Have you ever tried to randomly pick words out of a dictionary to make a sentence? Fairytale Distillery seems to have done so for its description of The Exiled, a “social sandbox survival strategy with skill-based PvP”. The game tries to blend the fast-paced action of a MOBA with a no-grind MMO and sets it in a semi-persistent gameworld. To some extent it actually manages to pull it off.
When The Exiled started off on Kickstarter (then as Das Tal) it claimed to be the world’s first open world battle arena. The game promises semi-randomly generated worlds, with unique environments and rules. Players are able to form groups and clans to perform raids, sieges and diplomacy. You’ll not want to be friends for too long, though, as PvP is at the heart of The Exiled. With little to no NPCs or PvE enemies, you’ll be doing a lot of in-fighting. To help you there are five weapon sets that your character can equip - scythe, bow, staff, totem, and a spear/shield combo - along with four armour types. Fairytale Distillery plan further weapons further in the game’s lifetime, with daggers, slings and swords expected.
Combat is based around skillshots (plus a hefty dose of luck in my case) and precise movement using WASD controls. Ability combinations are crucial if you’re to win group fights. Perhaps even more pressing is the need to avoid hitting your allies: The Exiled has friendly fire enabled by default. This can be both irritating and amusing, especially when your stunlock ability sends an erstwhile ally spinning into an eternal black hole. The same applies to support-minded players, who will find themselves buffing and healing enemies that get too close to their friends.
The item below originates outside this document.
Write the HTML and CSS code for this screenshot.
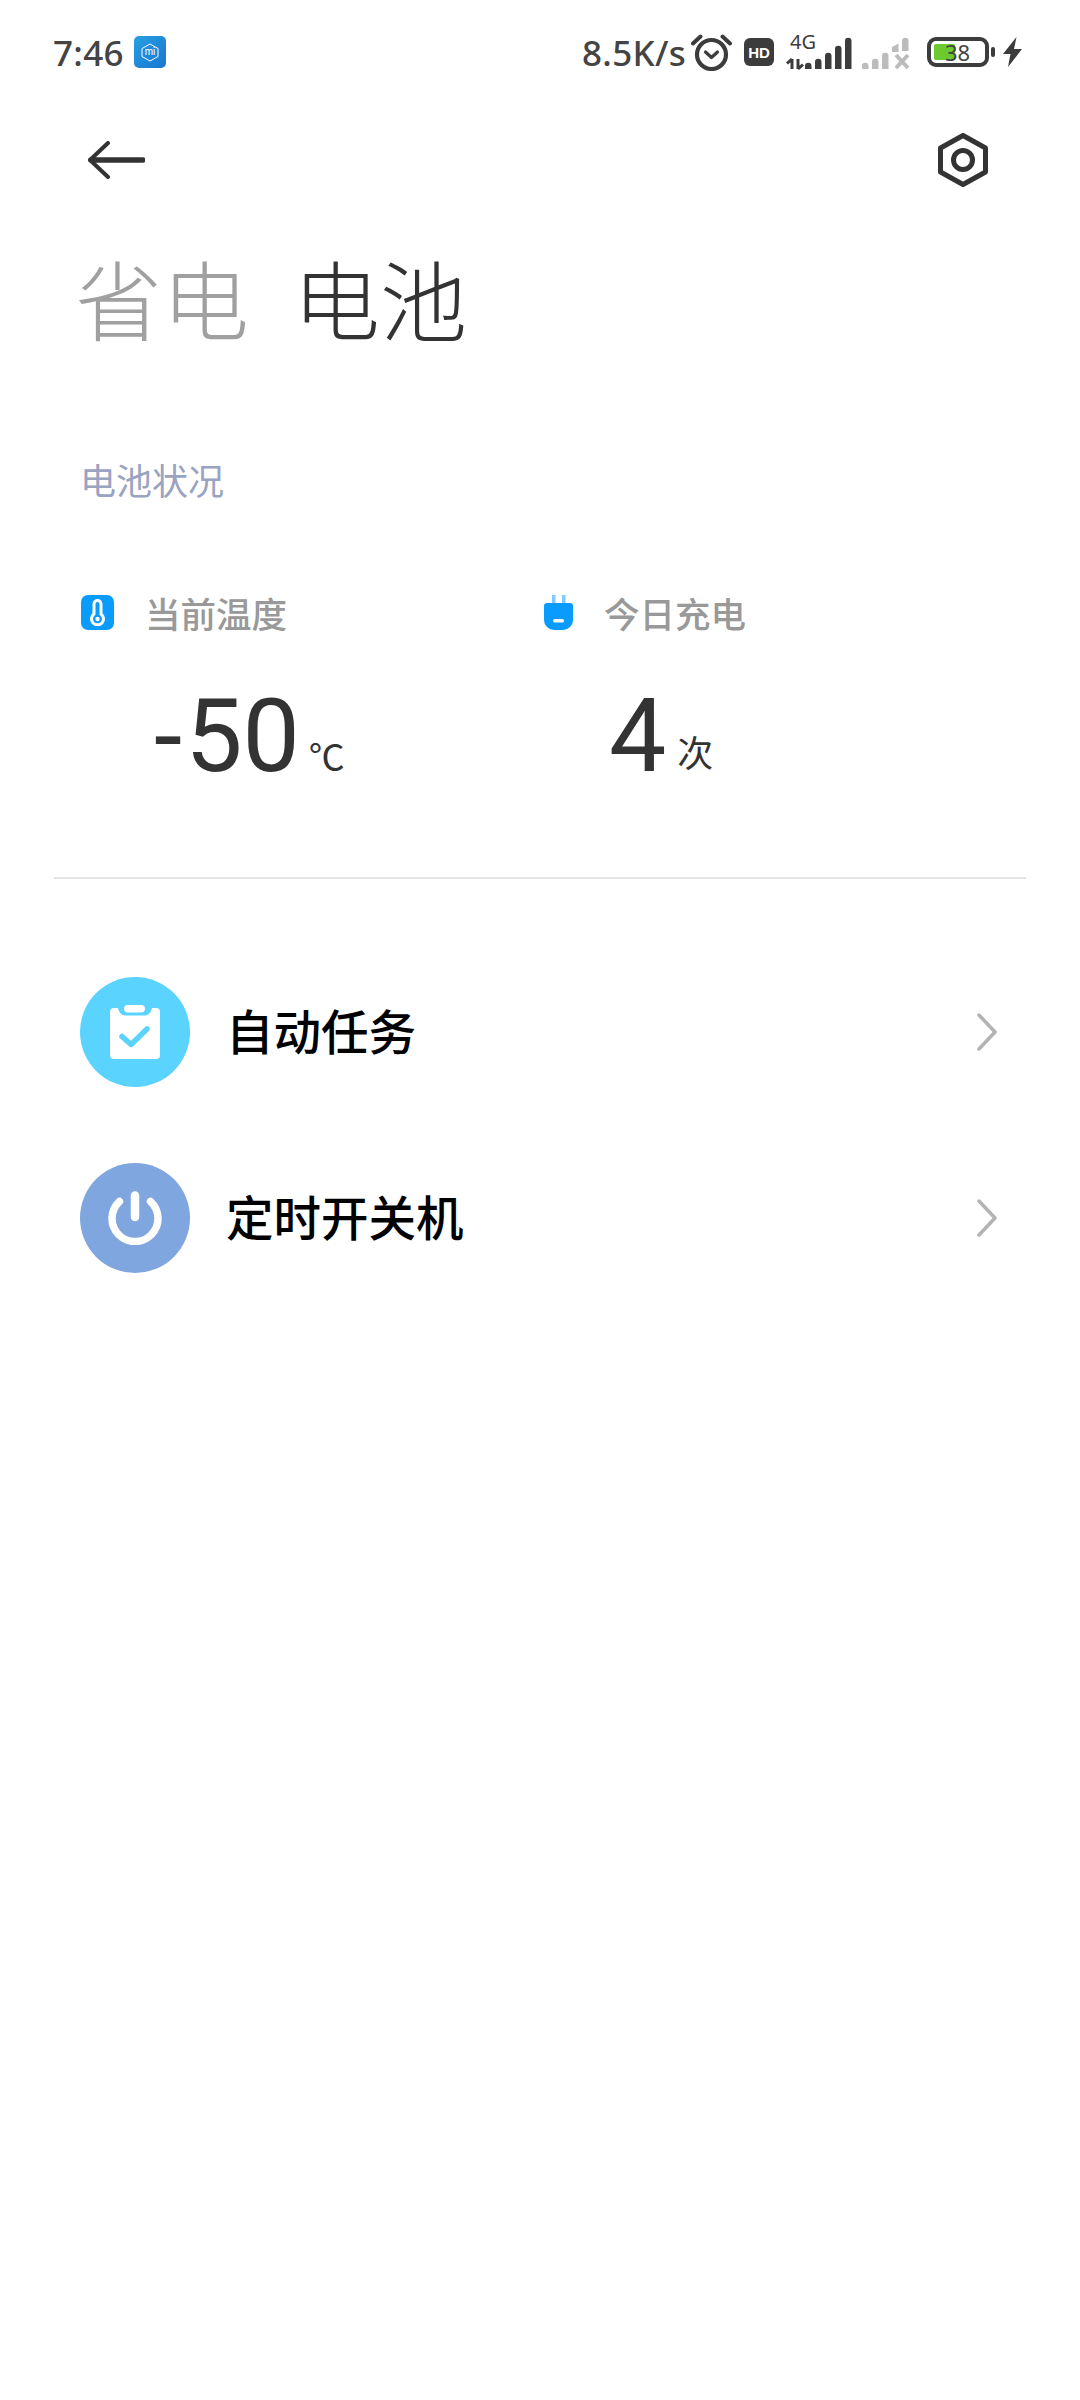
FILE: index.html
```html
<!DOCTYPE html>
<html lang="zh-CN">
<head>
    <meta charset="UTF-8">
    <meta name="viewport" content="width=device-width, initial-scale=1.0">
    <title>电池</title>
    <link rel="stylesheet" href="styles.css">
</head>
<body>
    <div class="status">
        <span class="time">7:46</span>
        <svg class="app-icon" width="32" height="32" viewBox="0 0 32 32">
            <defs>
                <linearGradient id="appBg" x1="0" y1="0" x2="1" y2="1">
                    <stop offset="0" stop-color="#27a0e2"/>
                    <stop offset="1" stop-color="#1976d0"/>
                </linearGradient>
            </defs>
            <rect width="32" height="32" rx="5" fill="url(#appBg)"/>
            <path d="M16 8l8 4.500v8l-8 4.500l-8-4.500v-8z" fill="none" stroke="#fff" stroke-width="1"/>
            <text class="app-mi" x="16" y="19" text-anchor="middle">mi</text>
        </svg>
        <span class="status-gap"></span>
        <span class="speed">8.5K/s</span>
        <svg class="alarm" width="41" height="37" viewBox="0 0 41 37">
            <circle cx="20.500" cy="20.500" r="14.500" fill="none" stroke="#3c3c3c" stroke-width="4.200"/>
            <path d="M14.500 18l6 5.500l6-5.500" fill="none" stroke="#3c3c3c" stroke-width="3.200" stroke-linecap="round" stroke-linejoin="round"/>
            <path d="M2 9.500L9.500 2.500M39 9.500L31.500 2.500" stroke="#3c3c3c" stroke-width="4" stroke-linecap="round"/>
        </svg>
        <span class="hd">HD</span>
        <svg class="signal" width="124" height="57" viewBox="0 -10 124 57">
            <text class="net" x="4" y="15">4G</text>
            <path d="M6 25v10M1 29.500L6 25M12 25v10M17 30.500L12 35" fill="none" stroke="#3c3c3c" stroke-width="3"/>
            <path d="M19 35v-3a3 3 0 0 1 6.500 0v3zM29 35v-7a3 3 0 0 1 6.500 0v7zM39 35v-13a3 3 0 0 1 6.500 0v13zM49 35v-20a3 3 0 0 1 6.500 0v20zM59 35v-28a3 3 0 0 1 6.500 0v28z" fill="#3c3c3c"/>
            <path d="M76 35v-3a3 3 0 0 1 6.500 0v3zM86 35v-7a3 3 0 0 1 6.500 0v7zM96 35v-13a3 3 0 0 1 6.500 0v13zM106 18v-5l6.500-3.500v8.500zM116 17v-10a3 3 0 0 1 6.500 0v10z" fill="#bcbcbc"/>
            <path d="M110 21l12 13M122 21l-12 13" stroke="#bcbcbc" stroke-width="4"/>
        </svg>
        <span class="battery">
            <span class="battery-fill"></span>
            <span class="battery-num">38</span>
        </span>
        <span class="battery-nub"></span>
        <svg class="bolt" width="19" height="30" viewBox="0 0 19 30">
            <path d="M13.500 0L0 17h7.500L5 30L19 12h-8z" fill="#3c3c3c"/>
        </svg>
    </div>

    <div class="topbar">
        <svg width="58" height="38" viewBox="0 0 58 38">
            <path d="M4 19H56" stroke="#333" stroke-width="5.500" stroke-linecap="round"/>
            <path d="M21 2L3 19L21 36" fill="none" stroke="#333" stroke-width="4" stroke-linecap="round" stroke-linejoin="round"/>
        </svg>
        <svg width="50" height="54" viewBox="0 0 50 54">
            <path d="M25 2.500L47.500 15V39L25 51.500L2.500 39V15z" fill="none" stroke="#333" stroke-width="5" stroke-linejoin="round"/>
            <circle cx="25" cy="27" r="9.500" fill="none" stroke="#333" stroke-width="5"/>
        </svg>
    </div>

    <div class="tabs">
        <span class="tab">省电</span>
        <span class="tab tab-active">电池</span>
    </div>

    <div class="section-title">电池状况</div>

    <div class="stats">
        <div class="stat">
            <div class="stat-label">
                <svg width="33" height="35" viewBox="0 0 33 35">
                    <rect width="33" height="35" rx="7" fill="#0a9bff"/>
                    <path d="M13 9a3.500 3.500 0 0 1 7 0v10a6 6 0 1 1-7 0z" fill="none" stroke="#fff" stroke-width="3"/>
                    <circle cx="16.500" cy="24" r="2.200" fill="#fff"/>
                </svg>
                <span>当前温度</span>
            </div>
            <div class="stat-value stat-temp"><span class="num"><span class="minus">-</span>50</span><span class="unit unit-temp">℃</span></div>
        </div>
        <div class="stat">
            <div class="stat-label">
                <svg width="29" height="35" viewBox="0 0 29 35">
                    <path d="M8 0h3.500v9H8zM18 0h3.500v9H18z" fill="#7fcbff"/>
                    <path d="M3 8h23a3 3 0 0 1 3 3v14a10 10 0 0 1-10 10h-9a10 10 0 0 1-10-10V11a3 3 0 0 1 3-3z" fill="#0a9bff"/>
                    <rect x="9" y="24" width="11" height="3.500" rx="1.700" fill="#fff"/>
                </svg>
                <span>今日充电</span>
            </div>
            <div class="stat-value stat-count"><span class="num">4</span><span class="unit"><span class="unit-raise">次</span></span></div>
        </div>
    </div>

    <div class="divider"></div>

    <div class="menu">
        <div class="menu-row">
            <span class="circle circle-task">
                <svg width="50" height="54" viewBox="0 0 50 54">
                    <path d="M4 3h4c1 5 4 7.500 8 7.500h18c4 0 7-2.500 8-7.500h4a4 4 0 0 1 4 4v43a4 4 0 0 1-4 4H4a4 4 0 0 1-4-4V7a4 4 0 0 1 4-4z" fill="#fff"/>
                    <rect x="14" y="0" width="21" height="7.500" rx="3.700" fill="#fff"/>
                    <path d="M12 31.500l9 8L37 24" fill="none" stroke="#5bd3ff" stroke-width="5.500" stroke-linecap="round" stroke-linejoin="round"/>
                </svg>
            </span>
            <span class="menu-text">自动任务</span>
            <svg class="chevron" width="21" height="38" viewBox="0 0 21 38">
                <path d="M3 2L19 19L3 36" fill="none" stroke="#b3b3b3" stroke-width="3.500" stroke-linecap="round" stroke-linejoin="round"/>
            </svg>
        </div>
        <div class="menu-row">
            <span class="circle circle-power">
                <svg width="54" height="54" viewBox="0 0 54 54">
                    <path d="M11.500 10.500a23 23 0 1 0 31 0" fill="none" stroke="#fff" stroke-width="7.500" stroke-linecap="round"/>
                    <path d="M27 4.500V26" stroke="#fff" stroke-width="8.500" stroke-linecap="round"/>
                </svg>
            </span>
            <span class="menu-text">定时开关机</span>
            <svg class="chevron" width="21" height="38" viewBox="0 0 21 38">
                <path d="M3 2L19 19L3 36" fill="none" stroke="#b3b3b3" stroke-width="3.500" stroke-linecap="round" stroke-linejoin="round"/>
            </svg>
        </div>
    </div>
</body>
</html>
```

FILE: styles.css
```css
body {
    margin: 0;
    width: 1080px;
    height: 2400px;
    overflow: hidden;
    background-color: #fff;
    font-family: "Noto Sans CJK SC", "Noto Sans", sans-serif;
}

/* status bar */
.status {
    display: flex;
    align-items: center;
    height: 104px;
    padding-left: 53px;
    box-sizing: border-box;
    color: #444;
}
.time, .speed {
    font-family: "Noto Sans", sans-serif;
    font-size: 35px;
    font-weight: 500;
    letter-spacing: 0.3px;
}
.app-icon {
    margin-left: 10px;
}
.app-mi {
    font-family: "Liberation Sans", sans-serif;
    font-size: 10px;
    fill: #fff;
}
.status-gap {
    flex: 1;
}
.alarm {
    margin-left: 5px;
}
.hd {
    display: flex;
    align-items: center;
    justify-content: center;
    width: 30px;
    height: 28px;
    margin-left: 12px;
    background-color: #3c3c3c;
    border-radius: 6px;
    color: #fff;
    font-family: "Liberation Sans", sans-serif;
    font-size: 15px;
    font-weight: bold;
}
.signal {
    margin-left: 12px;
}
.net {
    font-family: "Noto Sans", sans-serif;
    font-size: 20px;
    fill: #3c3c3c;
}
.battery {
    position: relative;
    width: 62px;
    height: 30px;
    margin-left: 17px;
    border: 4px solid #3c3c3c;
    border-radius: 9px;
    box-sizing: border-box;
}
.battery-fill {
    position: absolute;
    left: 3px;
    top: 3px;
    width: 21px;
    height: 16px;
    border-radius: 2px;
    background-color: #6cc92f;
}
.battery-num {
    position: absolute;
    left: 14px;
    top: 0;
    font-family: "Noto Sans", sans-serif;
    font-size: 22px;
    line-height: 22px;
}
.battery-nub {
    width: 4px;
    height: 10px;
    margin-left: 2px;
    border-radius: 2px;
    background-color: #3c3c3c;
}
.bolt {
    margin-left: 8px;
    margin-right: 58px;
}

/* back / settings */
.topbar {
    display: flex;
    justify-content: space-between;
    align-items: center;
    height: 112px;
    padding: 0 92px 0 87px;
}

.tabs {
    display: flex;
    gap: 44px;
    margin-top: 36px;
    padding-left: 75px;
    font-size: 87px;
    font-weight: 300;
    line-height: 90px;
    color: #a0a0a0;
}
.tab-active {
    color: #333;
}

.section-title {
    margin-top: 115px;
    padding-left: 80px;
    font-size: 36px;
    line-height: 44px;
    color: #9aa3bf;
}

/* temperature / charge count */
.stats {
    display: flex;
    margin-top: 91px;
    padding-left: 81px;
}
.stat {
    width: 463px;
}
.stat-label {
    display: flex;
    align-items: center;
    gap: 31px;
    height: 40px;
    font-size: 35.500px;
    font-weight: 500;
    color: #999;
}
.stat-value {
    display: flex;
    align-items: baseline;
    margin-top: 49px;
    color: #333;
    line-height: 110px;
}
.stat-temp {
    padding-left: 73px;
}
.stat-count {
    padding-left: 65px;
}
.num {
    font-family: Roboto, sans-serif;
    font-size: 102px;
    font-weight: 450;
    font-stretch: 92%;
}
.minus {
    margin-right: 3px;
}
.unit {
    margin-left: 11px;
    font-size: 36px;
}
.unit-temp {
    margin-left: 9px;
}
.unit-raise {
    line-height: 1;
    vertical-align: 4px;
}

.divider {
    height: 2px;
    margin: 67px 54px 0;
    background-color: #e5e5e5;
}

/* menu */
.menu {
    margin-top: 98px;
}
.menu-row {
    display: flex;
    align-items: center;
    height: 110px;
    margin-bottom: 76px;
    padding-left: 80px;
    padding-right: 83px;
}
.circle {
    display: flex;
    align-items: center;
    justify-content: center;
    width: 110px;
    height: 110px;
    border-radius: 50%;
}
.circle-task {
    background-color: #5bd3ff;
}
.circle-power {
    background-color: #7fa6df;
}
.menu-text {
    flex: 1;
    margin-left: 36px;
    padding-bottom: 5px;
    font-size: 47.500px;
    font-weight: 500;
    color: #000;
}
```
The mechanic is a simple but impactful one, and actually makes the game stand out amongst its peers.
What might niggle with some players, though, is the developer’s destruction of the game world. The game resets itself every “season” - around a month or so - to prevent high-ranking players from owning everyone in sight. A whole host of PvE NPCs spawn into the game world, triggering the removal of every player’s respawns. This effectively turns it into a last man standing free-for-all and can create a blob of panicking players all trying to come out on top.
The Exiled also features a minimal amount of stat boosting. Players can increase their mana, movement speed, ability cooldowns, armour and HP by minimal amounts but each adjustment must be reconciled by removing a tweak elsewhere. It’s another attempt to make the gameplay as fair as possible for beginners. Despite this admirable desire to stop higher-ranking players from destroying newbies, it still happens with irritating regularity. Once I had left the tutorial stage I wandered around the environment for a while, trying to pick up crafting gear. The first player I ran into murdered me in a heartbeat. Other players have reported issues of high-level opponents camping the spawning areas to rack up kills.
Graphically, The Exiled looks very similar to games like League of Legends and has a semi-isometric art style that reminded me of my youth playing Diablo. Skill effects and ability triggers are pleasing to the eye and don’t get in the way of the action too much. It’s only when a melee involves a large group of people that things get out of control. I played on a temperate world, filled with greenery, but have seen both a desert and ice setting that players can explore.
I’m usually loathe to praise a game that has different price points. Especially one that has three despite still being Early Access. The developers initially offered a seven-day trial period for players, but have since made the entire season free-to-play due to confusion with Steam's listings. It is also likely the game will remain free-to-play while a core player base is built up. The Exiled is definitely a game that has a lot of potential, but with players already reporting deserted servers and without a proper solution to a steep learning curve, that potential might not be fully realised.